Goal: Your task is to copy the listing exactly, with the pictures left out.

Source material:
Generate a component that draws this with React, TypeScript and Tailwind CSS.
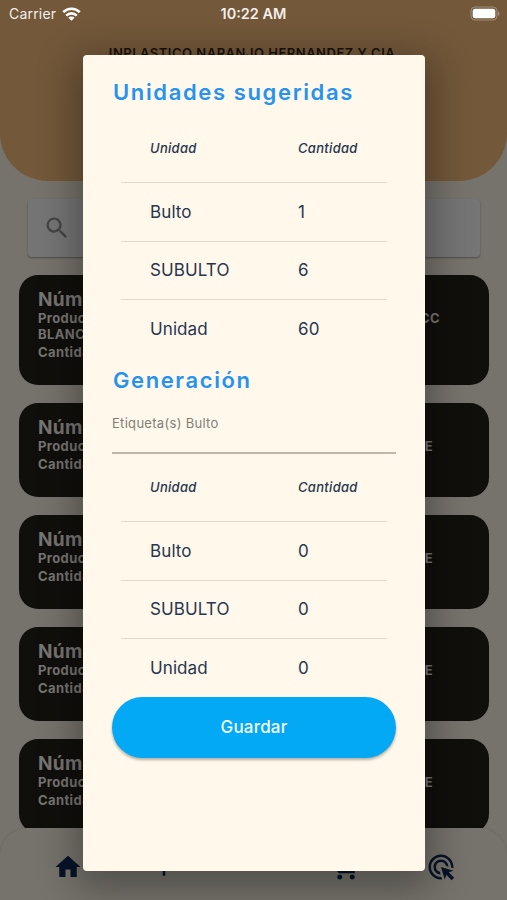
import { MdAdd, MdAdsClick, MdHome, MdSearch, MdShoppingCart } from "react-icons/md";

const SUGGESTED = [
  { unit: "Bulto", amount: 1 },
  { unit: "SUBULTO", amount: 6 },
  { unit: "Unidad", amount: 60 },
];

const GENERATED = [
  { unit: "Bulto", amount: 0 },
  { unit: "SUBULTO", amount: 0 },
  { unit: "Unidad", amount: 0 },
];

const ORDERS = [
  { id: 1, tail: "CC", extra: "BLANCO" },
  { id: 2, tail: "E" },
  { id: 3, tail: "E" },
  { id: 4, tail: "E" },
  { id: 5, tail: "E" },
];

function StatusBar() {
  return (
    <div className="grid h-7 grid-cols-3 items-center pl-[7px] pr-[7px] text-[14px] text-[#f3efea]">
      <div className="-mt-px flex items-center gap-[6px] pl-[2px]">
        <span className="tracking-[0.2px]">Carrier</span>
        <svg width="19" height="14" viewBox="0 0 19 14" fill="none" stroke="#fff" strokeWidth="2.6">
          <path d="M1.2 5.2a11.8 11.8 0 0 1 16.6 0" />
          <path d="M4.2 8.6a7.5 7.5 0 0 1 10.6 0" />
          <path d="M9.5 13.8 6.4 10.8a4.4 4.4 0 0 1 6.2 0Z" fill="#fff" stroke="none" />
        </svg>
      </div>
      <span className="text-center text-[14.5px] font-semibold">10:22 AM</span>
      <svg className="-mt-[2px] justify-self-end" width="30" height="15" viewBox="0 0 30 15">
        <rect x="1" y="1" width="26" height="13" rx="4" fill="none" stroke="#a08e7b" />
        <rect x="2.7" y="2.7" width="22.6" height="9.6" rx="2.4" fill="#fff" />
        <path d="M28 5.2c2 .8 2 3.8 0 4.6Z" fill="#a08e7b" />
      </svg>
    </div>
  );
}

function OrderCard({ tail, extra }: { tail: string; extra?: string }) {
  return (
    <div
      className={`${extra ? "h-[110px] pr-[49px]" : "h-[94px] pr-[56px]"} shrink-0 rounded-[19px] bg-[#100f0c] pl-[19px] pt-[14px] font-bold text-[#777571]`}
    >
      <p className="text-[19px] leading-[21px] tracking-[0.3px]">Número</p>
      <div className="flex justify-between text-[13px] leading-4 tracking-[0.4px]">
        <span>Producto</span>
        <span>{tail}</span>
      </div>
      {extra && <p className="text-[13px] leading-4 tracking-[0.4px]">{extra}</p>}
      <p className="mt-[2px] text-[13px] leading-4 tracking-[0.4px]">Cantidad</p>
    </div>
  );
}

function UnitTable({ rows }: { rows: { unit: string; amount: number }[] }) {
  return (
    <div className="ml-[9px] mr-[9px] text-[#26364f]">
      <div className="grid h-[66.5px] grid-cols-[148px_1fr] items-center pl-[29px] text-[13px] font-medium italic tracking-[0.3px]">
        <span>Unidad</span>
        <span>Cantidad</span>
      </div>
      {rows.map((row) => (
        <div
          key={row.unit}
          className="grid h-[58.6px] grid-cols-[148px_1fr] items-center border-t border-[#dfdacd] pl-[29px] pt-px text-[17px] tracking-[0.1px]"
        >
          <span>{row.unit}</span>
          <span>{row.amount}</span>
        </div>
      ))}
    </div>
  );
}

function UnitsDialog() {
  return (
    <div className="absolute left-[83px] top-[55px] h-[816px] w-[342px] rounded-[4px] bg-[#fff8eb] pl-[29px] pr-[29px] shadow-[0_10px_38px_8px_rgba(0,0,0,0.32)]">
      <h2 className="pl-[1px] pt-[22px] text-[22px] font-semibold leading-[30px] tracking-[1.63px] text-[#2693ee]">
        Unidades sugeridas
      </h2>
      <div className="mt-[8.5px]">
        <UnitTable rows={SUGGESTED} />
      </div>
      <h2 className="mt-[7px] pl-[1px] text-[22px] font-semibold leading-[30px] tracking-[1.6px] text-[#2693ee]">
        Generación
      </h2>
      <div className="h-[59px] border-b-2 border-[#bdb9aa] pt-[18px] text-[13px] leading-5 tracking-[0.3px] text-[#827f78]">
        Etiqueta(s) Bulto
      </div>
      <div className="pt-[0.7px]">
        <UnitTable rows={GENERATED} />
      </div>
      <button className="h-[61px] w-full rounded-full bg-[#04a9f5] text-[17px] font-medium tracking-[0.2px] text-[#f4fbff] shadow-[0_2px_3px_rgba(0,0,0,0.3)]">
        Guardar
      </button>
    </div>
  );
}

export default function App() {
  return (
    <div className="relative flex h-[900px] w-[507px] flex-col overflow-hidden bg-[#76736c] font-['Inter',sans-serif]">
      <header className="h-[181px] shrink-0 rounded-b-[48px] bg-[#73583a]">
        <StatusBar />
        <p className="pr-[3px] pt-[16px] text-center text-[13px] font-semibold leading-[18px] tracking-[0.5px] text-[#17110b]">
          INPLASTICO NARANJO HERNANDEZ Y CIA
        </p>
      </header>

      <main className="flex h-[647px] shrink-0 flex-col overflow-hidden pl-[19px] pr-[18px] pt-[18px]">
        <div className="ml-[9px] mr-[9px] flex h-[58px] shrink-0 items-center rounded-[4px] bg-[#757575] pl-[15px] shadow-[0_1px_2px_rgba(0,0,0,0.35)]">
          <MdSearch className="size-7 text-[#454545]" />
        </div>
        <div className="mt-[18px] flex flex-col gap-[18px]">
          {ORDERS.map((order) => (
            <OrderCard key={order.id} tail={order.tail} extra={order.extra} />
          ))}
        </div>
      </main>

      <nav className="flex h-[72px] shrink-0 items-start justify-between rounded-t-[28px] bg-[#76736c] pl-[53px] pr-[51px] pt-[24px] text-[#071328] shadow-[0_0_3px_rgba(0,0,0,0.14)]">
        <MdHome className="size-[30px]" />
        <MdAdd className="ml-[5px] size-[30px]" />
        <span className="w-[30px]" />
        <MdShoppingCart className="mr-[4px] size-[30px]" />
        <MdAdsClick className="size-[30px]" />
      </nav>

      <UnitsDialog />
    </div>
  );
}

Response:
Generate a component that draws this with React, TypeScript and Tailwind CSS.
import { MdAdd, MdAdsClick, MdHome, MdSearch, MdShoppingCart } from "react-icons/md";

const SUGGESTED = [
  { unit: "Bulto", amount: 1 },
  { unit: "SUBULTO", amount: 6 },
  { unit: "Unidad", amount: 60 },
];

const GENERATED = [
  { unit: "Bulto", amount: 0 },
  { unit: "SUBULTO", amount: 0 },
  { unit: "Unidad", amount: 0 },
];

const ORDERS = [
  { id: 1, tail: "CC", extra: "BLANCO" },
  { id: 2, tail: "E" },
  { id: 3, tail: "E" },
  { id: 4, tail: "E" },
  { id: 5, tail: "E" },
];

function StatusBar() {
  return (
    <div className="grid h-7 grid-cols-3 items-center pl-[7px] pr-[7px] text-[14px] text-[#f3efea]">
      <div className="-mt-px flex items-center gap-[6px] pl-[2px]">
        <span className="tracking-[0.2px]">Carrier</span>
        <svg width="19" height="14" viewBox="0 0 19 14" fill="none" stroke="#fff" strokeWidth="2.6">
          <path d="M1.2 5.2a11.8 11.8 0 0 1 16.6 0" />
          <path d="M4.2 8.6a7.5 7.5 0 0 1 10.6 0" />
          <path d="M9.5 13.8 6.4 10.8a4.4 4.4 0 0 1 6.2 0Z" fill="#fff" stroke="none" />
        </svg>
      </div>
      <span className="text-center text-[14.5px] font-semibold">10:22 AM</span>
      <svg className="-mt-[2px] justify-self-end" width="30" height="15" viewBox="0 0 30 15">
        <rect x="1" y="1" width="26" height="13" rx="4" fill="none" stroke="#a08e7b" />
        <rect x="2.7" y="2.7" width="22.6" height="9.6" rx="2.4" fill="#fff" />
        <path d="M28 5.2c2 .8 2 3.8 0 4.6Z" fill="#a08e7b" />
      </svg>
    </div>
  );
}

function OrderCard({ tail, extra }: { tail: string; extra?: string }) {
  return (
    <div
      className={`${extra ? "h-[110px] pr-[49px]" : "h-[94px] pr-[56px]"} shrink-0 rounded-[19px] bg-[#100f0c] pl-[19px] pt-[14px] font-bold text-[#777571]`}
    >
      <p className="text-[19px] leading-[21px] tracking-[0.3px]">Número</p>
      <div className="flex justify-between text-[13px] leading-4 tracking-[0.4px]">
        <span>Producto</span>
        <span>{tail}</span>
      </div>
      {extra && <p className="text-[13px] leading-4 tracking-[0.4px]">{extra}</p>}
      <p className="mt-[2px] text-[13px] leading-4 tracking-[0.4px]">Cantidad</p>
    </div>
  );
}

function UnitTable({ rows }: { rows: { unit: string; amount: number }[] }) {
  return (
    <div className="ml-[9px] mr-[9px] text-[#26364f]">
      <div className="grid h-[66.5px] grid-cols-[148px_1fr] items-center pl-[29px] text-[13px] font-medium italic tracking-[0.3px]">
        <span>Unidad</span>
        <span>Cantidad</span>
      </div>
      {rows.map((row) => (
        <div
          key={row.unit}
          className="grid h-[58.6px] grid-cols-[148px_1fr] items-center border-t border-[#dfdacd] pl-[29px] pt-px text-[17px] tracking-[0.1px]"
        >
          <span>{row.unit}</span>
          <span>{row.amount}</span>
        </div>
      ))}
    </div>
  );
}

function UnitsDialog() {
  return (
    <div className="absolute left-[83px] top-[55px] h-[816px] w-[342px] rounded-[4px] bg-[#fff8eb] pl-[29px] pr-[29px] shadow-[0_10px_38px_8px_rgba(0,0,0,0.32)]">
      <h2 className="pl-[1px] pt-[22px] text-[22px] font-semibold leading-[30px] tracking-[1.63px] text-[#2693ee]">
        Unidades sugeridas
      </h2>
      <div className="mt-[8.5px]">
        <UnitTable rows={SUGGESTED} />
      </div>
      <h2 className="mt-[7px] pl-[1px] text-[22px] font-semibold leading-[30px] tracking-[1.6px] text-[#2693ee]">
        Generación
      </h2>
      <div className="h-[59px] border-b-2 border-[#bdb9aa] pt-[18px] text-[13px] leading-5 tracking-[0.3px] text-[#827f78]">
        Etiqueta(s) Bulto
      </div>
      <div className="pt-[0.7px]">
        <UnitTable rows={GENERATED} />
      </div>
      <button className="h-[61px] w-full rounded-full bg-[#04a9f5] text-[17px] font-medium tracking-[0.2px] text-[#f4fbff] shadow-[0_2px_3px_rgba(0,0,0,0.3)]">
        Guardar
      </button>
    </div>
  );
}

export default function App() {
  return (
    <div className="relative flex h-[900px] w-[507px] flex-col overflow-hidden bg-[#76736c] font-['Inter',sans-serif]">
      <header className="h-[181px] shrink-0 rounded-b-[48px] bg-[#73583a]">
        <StatusBar />
        <p className="pr-[3px] pt-[16px] text-center text-[13px] font-semibold leading-[18px] tracking-[0.5px] text-[#17110b]">
          INPLASTICO NARANJO HERNANDEZ Y CIA
        </p>
      </header>

      <main className="flex h-[647px] shrink-0 flex-col overflow-hidden pl-[19px] pr-[18px] pt-[18px]">
        <div className="ml-[9px] mr-[9px] flex h-[58px] shrink-0 items-center rounded-[4px] bg-[#757575] pl-[15px] shadow-[0_1px_2px_rgba(0,0,0,0.35)]">
          <MdSearch className="size-7 text-[#454545]" />
        </div>
        <div className="mt-[18px] flex flex-col gap-[18px]">
          {ORDERS.map((order) => (
            <OrderCard key={order.id} tail={order.tail} extra={order.extra} />
          ))}
        </div>
      </main>

      <nav className="flex h-[72px] shrink-0 items-start justify-between rounded-t-[28px] bg-[#76736c] pl-[53px] pr-[51px] pt-[24px] text-[#071328] shadow-[0_0_3px_rgba(0,0,0,0.14)]">
        <MdHome className="size-[30px]" />
        <MdAdd className="ml-[5px] size-[30px]" />
        <span className="w-[30px]" />
        <MdShoppingCart className="mr-[4px] size-[30px]" />
        <MdAdsClick className="size-[30px]" />
      </nav>

      <UnitsDialog />
    </div>
  );
}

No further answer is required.